Do you struggle with being single? Comment down below!

 

5 thoughts on “Being Single in My 30’s: An Honest Reflection

  1. At times it is definitely a struggle as I mainly think that there must be something wrong with me, but I am only 25. I have the same issue of a lot of people I know being married and feeling left out. You do wonder if people look at you and think about why God has brought someone into your life. It’s a tricky position to live in the older you get!

  2. I thought I would be single my whole life, then I met my husband and married at age 27. After that, I thought I would never have children, and now I am expecting my first child at age 31! God is perfect in His timing. Great thoughts on being single and using the time to serve God. In fact, in the chapter you mentioned, 1 Corinthians 7, Paul says it is actually better not to marry, not because marriage is bad, but it is a huge responsibility, and not one that most people take very seriously. Look at the divorce rate! It’s better not to vow than to vow and not pay (Ecclesiastes 5:5). Thanks for sharing!

  3. My older son is single and he is in his thirties whereas my younger son and daughter who are also in their thirties are both married. All three have different personalities and also different jobs and different lives. All three live in different countries. We are all different and you are right there are advantages and disadvantages to being single and thankfully god is the one who knows best about what is right for each one of us.

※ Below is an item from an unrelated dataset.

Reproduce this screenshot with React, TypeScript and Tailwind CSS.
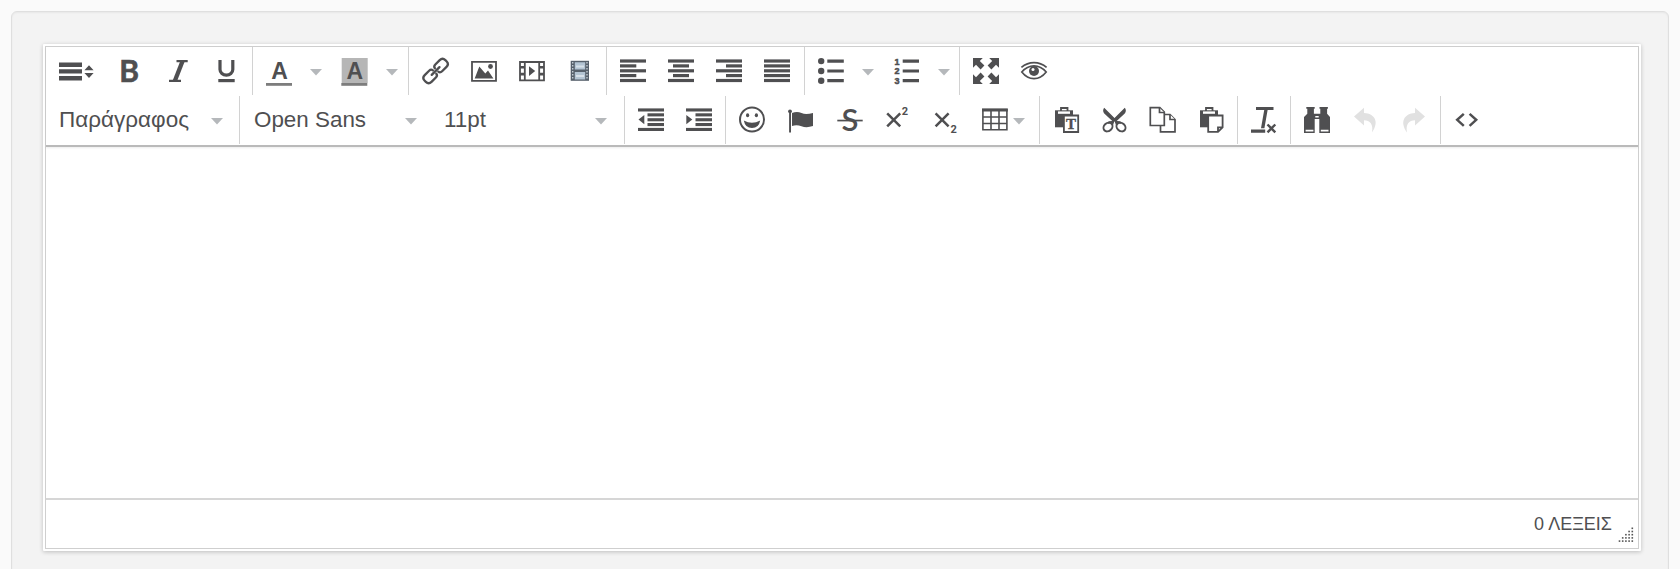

  4. I love the honesty of this post. Many posts on singleness are either a pity party or trying to make singleness sound like the greatest thing ever. Being single is hard and you don’t shy from that fact, but you also point out there are some advantages. You seem to have a very balanced view. I just want to encourage you in that. You seem to be in a really healthy place with your singleness. You probably don’t feel that way (especially in those little moments of longing or jealousy that I think all singles experience on occasion), but you’re probably better off than you think. Thanks for sharing your healthy view with others. It’s a message that needs to be heard, especially in Christian circles.